Output the data word for word, dropping every image.

**Given data:**
|---|
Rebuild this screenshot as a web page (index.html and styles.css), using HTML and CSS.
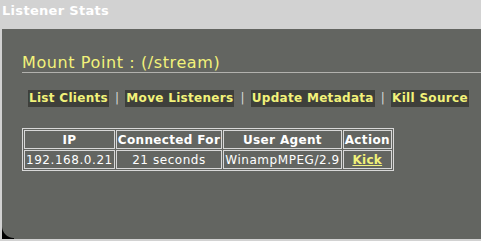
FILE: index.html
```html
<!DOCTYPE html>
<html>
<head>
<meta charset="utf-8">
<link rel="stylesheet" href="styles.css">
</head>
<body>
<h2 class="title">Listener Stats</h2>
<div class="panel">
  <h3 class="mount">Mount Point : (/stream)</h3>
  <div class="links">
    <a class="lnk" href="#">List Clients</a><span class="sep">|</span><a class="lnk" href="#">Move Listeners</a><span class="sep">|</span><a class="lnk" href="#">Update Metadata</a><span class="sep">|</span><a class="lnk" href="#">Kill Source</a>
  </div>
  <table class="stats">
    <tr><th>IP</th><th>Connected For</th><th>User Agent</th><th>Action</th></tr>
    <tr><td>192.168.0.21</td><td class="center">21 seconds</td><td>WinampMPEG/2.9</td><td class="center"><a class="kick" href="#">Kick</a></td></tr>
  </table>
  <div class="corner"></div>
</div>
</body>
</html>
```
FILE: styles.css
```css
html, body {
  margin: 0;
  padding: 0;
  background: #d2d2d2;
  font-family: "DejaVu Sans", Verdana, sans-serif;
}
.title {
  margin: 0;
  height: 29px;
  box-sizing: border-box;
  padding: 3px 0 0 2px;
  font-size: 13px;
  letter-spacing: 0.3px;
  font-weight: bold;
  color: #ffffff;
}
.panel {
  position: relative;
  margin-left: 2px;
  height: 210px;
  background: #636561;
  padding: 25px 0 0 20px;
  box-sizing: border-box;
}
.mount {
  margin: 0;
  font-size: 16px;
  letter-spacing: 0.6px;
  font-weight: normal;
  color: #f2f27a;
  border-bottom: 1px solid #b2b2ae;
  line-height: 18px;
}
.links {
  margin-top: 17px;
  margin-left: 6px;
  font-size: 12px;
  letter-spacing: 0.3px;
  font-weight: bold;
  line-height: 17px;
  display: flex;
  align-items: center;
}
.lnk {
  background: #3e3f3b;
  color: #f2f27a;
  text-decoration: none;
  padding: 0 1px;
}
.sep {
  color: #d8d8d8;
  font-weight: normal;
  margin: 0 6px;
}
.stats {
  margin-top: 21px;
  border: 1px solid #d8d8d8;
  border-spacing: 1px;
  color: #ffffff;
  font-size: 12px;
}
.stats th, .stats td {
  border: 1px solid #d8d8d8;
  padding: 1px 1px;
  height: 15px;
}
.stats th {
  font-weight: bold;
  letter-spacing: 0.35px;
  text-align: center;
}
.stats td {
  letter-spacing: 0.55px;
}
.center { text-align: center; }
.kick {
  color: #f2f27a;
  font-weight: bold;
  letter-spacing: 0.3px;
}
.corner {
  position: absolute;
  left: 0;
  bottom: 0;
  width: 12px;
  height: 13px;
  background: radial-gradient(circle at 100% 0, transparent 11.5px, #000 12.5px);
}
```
|---|
**Reply:**
Rebuild this screenshot as a web page (index.html and styles.css), using HTML and CSS.
FILE: index.html
```html
<!DOCTYPE html>
<html>
<head>
<meta charset="utf-8">
<link rel="stylesheet" href="styles.css">
</head>
<body>
<h2 class="title">Listener Stats</h2>
<div class="panel">
  <h3 class="mount">Mount Point : (/stream)</h3>
  <div class="links">
    <a class="lnk" href="#">List Clients</a><span class="sep">|</span><a class="lnk" href="#">Move Listeners</a><span class="sep">|</span><a class="lnk" href="#">Update Metadata</a><span class="sep">|</span><a class="lnk" href="#">Kill Source</a>
  </div>
  <table class="stats">
    <tr><th>IP</th><th>Connected For</th><th>User Agent</th><th>Action</th></tr>
    <tr><td>192.168.0.21</td><td class="center">21 seconds</td><td>WinampMPEG/2.9</td><td class="center"><a class="kick" href="#">Kick</a></td></tr>
  </table>
  <div class="corner"></div>
</div>
</body>
</html>
```
FILE: styles.css
```css
html, body {
  margin: 0;
  padding: 0;
  background: #d2d2d2;
  font-family: "DejaVu Sans", Verdana, sans-serif;
}
.title {
  margin: 0;
  height: 29px;
  box-sizing: border-box;
  padding: 3px 0 0 2px;
  font-size: 13px;
  letter-spacing: 0.3px;
  font-weight: bold;
  color: #ffffff;
}
.panel {
  position: relative;
  margin-left: 2px;
  height: 210px;
  background: #636561;
  padding: 25px 0 0 20px;
  box-sizing: border-box;
}
.mount {
  margin: 0;
  font-size: 16px;
  letter-spacing: 0.6px;
  font-weight: normal;
  color: #f2f27a;
  border-bottom: 1px solid #b2b2ae;
  line-height: 18px;
}
.links {
  margin-top: 17px;
  margin-left: 6px;
  font-size: 12px;
  letter-spacing: 0.3px;
  font-weight: bold;
  line-height: 17px;
  display: flex;
  align-items: center;
}
.lnk {
  background: #3e3f3b;
  color: #f2f27a;
  text-decoration: none;
  padding: 0 1px;
}
.sep {
  color: #d8d8d8;
  font-weight: normal;
  margin: 0 6px;
}
.stats {
  margin-top: 21px;
  border: 1px solid #d8d8d8;
  border-spacing: 1px;
  color: #ffffff;
  font-size: 12px;
}
.stats th, .stats td {
  border: 1px solid #d8d8d8;
  padding: 1px 1px;
  height: 15px;
}
.stats th {
  font-weight: bold;
  letter-spacing: 0.35px;
  text-align: center;
}
.stats td {
  letter-spacing: 0.55px;
}
.center { text-align: center; }
.kick {
  color: #f2f27a;
  font-weight: bold;
  letter-spacing: 0.3px;
}
.corner {
  position: absolute;
  left: 0;
  bottom: 0;
  width: 12px;
  height: 13px;
  background: radial-gradient(circle at 100% 0, transparent 11.5px, #000 12.5px);
}
```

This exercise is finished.